I went into a tailspin. I threw my boyfriend out of my apartment, and two weeks later got laid off from my job. I suddenly wondered what I’d been working so hard for: a job I didn’t like, money I couldn’t save, crap I didn’t need, a boyfriend I couldn’t get along with? I felt helpless as I frantically applied for job after job, knowing whatever gig I got wouldn’t be fulfilling. What was the point of working 40 hours a week for something that meant nothing to me?
I started composting, worked in gardens and sat in city parks. I rented my apartment every chance I could in order to make my rent money.

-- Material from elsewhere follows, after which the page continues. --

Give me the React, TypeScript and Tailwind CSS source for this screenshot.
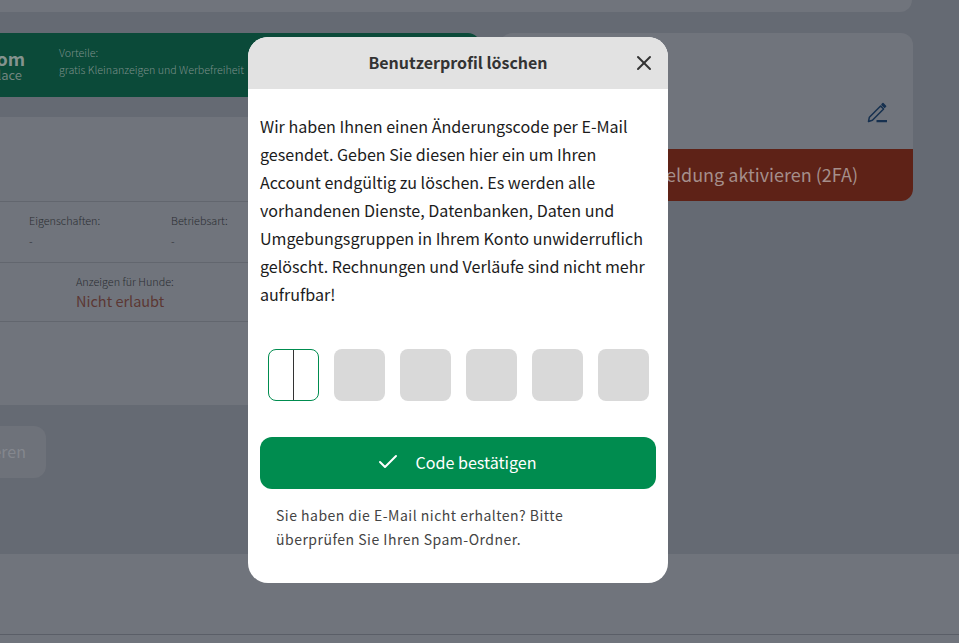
import React from "react";
import { Check, X } from "lucide-react";

const font = { fontFamily: '"Noto Sans CJK SC", "Noto Sans", sans-serif' };

function PenIcon() {
  return (
    <svg width="24" height="24" viewBox="0 0 24 24" fill="none" stroke="#16304f" strokeWidth="1.5" strokeLinejoin="round">
      <path d="M3.5 20.5 L4.4 16.2 L15.6 5 L18.6 8 L7.4 19.2 Z" />
      <path d="M17 3.6 L18 2.6 L20.6 5.2 L19.6 6.2 Z" fill="#16304f" />
      <path d="M11.5 20.2 H22" strokeWidth="2.2" />
    </svg>
  );
}

function InfoCell({ label, value, className }: { label: string; value: string; className: string }) {
  return (
    <div className={className}>
      <div className="text-[10.8px] leading-[18px] font-light text-[#2b2e33]">{label}</div>
      <div className="mt-[2px] text-[10.8px] leading-[18px] font-light text-[#2b2e33]">{value}</div>
    </div>
  );
}

export default function App() {
  return (
    <div className="relative h-[643px] w-[959px] overflow-hidden bg-[#656a73]" style={font}>
      <div className="h-[12px] w-[912px] rounded-br-xl bg-[#70747c]" />

      <div className="ml-[-400px] mt-[21px] flex w-[1313px] gap-[20px]">
        <div className="w-[880px]">
          <div className="flex h-[64px] items-center rounded-tr-xl bg-[#0b4a39]">
            <div className="w-[425px] text-right">
              <div className="text-[18px] font-bold leading-[20px] text-[#84938f]">Hundeforum.com</div>
              <div className="pr-[3px] text-[13px] leading-[14px] text-[#71857f]">Marketplace</div>
            </div>
            <div className="mb-[9px] ml-[34px] text-[10.7px] leading-[17px] font-light text-[#7a8f89]">
              <div>Vorteile:</div>
              <div>gratis Kleinanzeigen und Werbefreiheit</div>
            </div>
          </div>

          <div className="mt-[20px] h-[288px] bg-[#70747c]">
            <div className="h-[84px]" />
            <div className="flex h-[61px] border-t border-[#62666e] pl-[429px] pt-[9px]">
              <InfoCell label="Eigenschaften:" value="-" className="w-[142px]" />
              <InfoCell label="Betriebsart:" value="-" className="w-[142px]" />
            </div>
            <div className="h-[60px] border-y border-[#62666e] pl-[476px] pt-[9px]">
              <div className="text-[10.8px] leading-[18px] font-light text-[#2b2e33]">Anzeigen für Hunde:</div>
              <div className="text-[14.5px] leading-[22px] text-[#5c3733]">Nicht erlaubt</div>
            </div>
          </div>

          <div className="h-[148px] pl-[300px] pt-[21px]">
            <div className="flex h-[52px] w-[146px] items-center justify-end rounded-xl bg-[#6e727a] pb-[2px] pr-[20px] text-[16px] text-[#84878e]">
              Aktivieren
            </div>
          </div>
        </div>

        <div className="h-[168px] w-[413px] overflow-hidden rounded-xl bg-[#70747c]">
          <div className="flex h-[116px] items-end justify-end pb-[24px] pl-0 pr-[24px]">
            <PenIcon />
          </div>
          <div className="flex h-[52px] items-center justify-end whitespace-nowrap bg-[#5e2217] pb-[2px] pr-[55px] text-[18px] text-[#a58f8b]">
            Zwei-Faktor-Anmeldung aktivieren (2FA)
          </div>
        </div>
      </div>

      <div className="absolute inset-x-0 bottom-0 h-[89px] bg-[#70747c]">
        <div className="mt-[80px] border-t border-[#5a5e67]" />
      </div>

      <div className="absolute left-[248px] top-[37px] h-[546px] w-[420px] overflow-hidden rounded-[20px] bg-white">
        <div className="relative flex h-[52px] items-center justify-center bg-[#e2e2e2] pb-[2px]">
          <span className="text-[16px] font-semibold text-[#333333]">Benutzerprofil löschen</span>
          <X className="absolute right-[12px] top-[14px] text-[#333333]" size={24} strokeWidth={2} />
        </div>

        <div className="px-[12px] pt-[23px]">
          <p className="text-[16.1px] leading-[28px] text-[#1c1c1c]">
            Wir haben Ihnen einen Änderungscode per E-Mail gesendet. Geben Sie diesen hier ein um Ihren Account endgültig zu löschen. Es werden alle vorhandenen Dienste, Datenbanken, Daten und Umgebungsgruppen in Ihrem Konto unwiderruflich gelöscht. Rechnungen und Verläufe sind nicht mehr aufrufbar!
          </p>

          <div className="mt-[41px] flex gap-[15px] pl-[8px]">
            <div className="flex h-[52px] w-[51px] justify-center rounded-lg border border-[#008c4f] bg-white">
              <div className="h-full w-px bg-[#333333]" />
            </div>
            {[0, 1, 2, 3, 4].map((i) => (
              <div key={i} className="h-[52px] w-[51px] rounded-lg bg-[#d9d9d9]" />
            ))}
          </div>

          <button className="mt-[36px] flex h-[52px] w-[396px] items-center justify-center gap-[15px] rounded-xl bg-[#008c4f] pb-[2px] pr-[3px] text-[16.1px] text-white">
            <Check size={24} strokeWidth={2} />
            Code bestätigen
          </button>

          <p className="mt-[14px] pl-[16px] pr-[60px] text-[14px] leading-[24px] tracking-[0.5px] text-[#444444]">
            Sie haben die E-Mail nicht erhalten? Bitte überprüfen Sie Ihren Spam-Ordner.
          </p>
        </div>
      </div>
    </div>
  );
}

And I took a good, long look at a large detail in need of ironing out: Uncle Steve had left Better Farm to me in his will.
I decided to make the real world anything I wanted.
At first, taking on the responsibility and legacy of Better Farm felt like another unmanageable stress point. If I couldn’t even cover my monthly rent, how was I going to manage this too?
Time passed without promising job prospects, so I allowed myself to imagine what life might look like at Better Farm. I imagined taking the interests I’d marginalized as hobbies and turning them into my central focus.
There was a lot of cool stuff happening in New York City: urban farming, rooftop and community gardens, and a hyper-awareness of the politics of food systems. Food co-ops were springing up in every neighborhood. But it occurred to me that none of this had to be fringe, temporary, or infrequent. If I wanted to, these things I had so much interest in could be my whole life.
One afternoon in April, I squished my sister and 20 of my closest friends into my Brooklyn apartment and hosted a roundtable in which we all spitballed ideas for what Better Farm could offer and be. Common themes came up: artist residencies, gardens, alternative housing, shop space, recording studios, galleries, events and festivals. If my friends were a cross-section of any urban area, I reasoned, there was a fair chance of there being a market for these things.
And somewhere in all this negative space, I discovered a fearlessness in me to take a chance with no preparation whatsoever, no parachute, and no idea what awaited.
In June of 2009 I filled my Mini Cooper with personal possessions, adopted a puppy, and steered north to Better Farm. I didn’t have a business plan, a job, a partner, or any background in homesteading, farming or carpentry. In fact, the greatest advantage I had was this sense that I had absolutely nothing—including nothing to lose.
I got to Better Farm, smelled all those familiar smells, curled up on the couch in the house’s library with my new dog, and lay there holding onto so many memories. Then I grabbed a notebook, and started writing down ideas.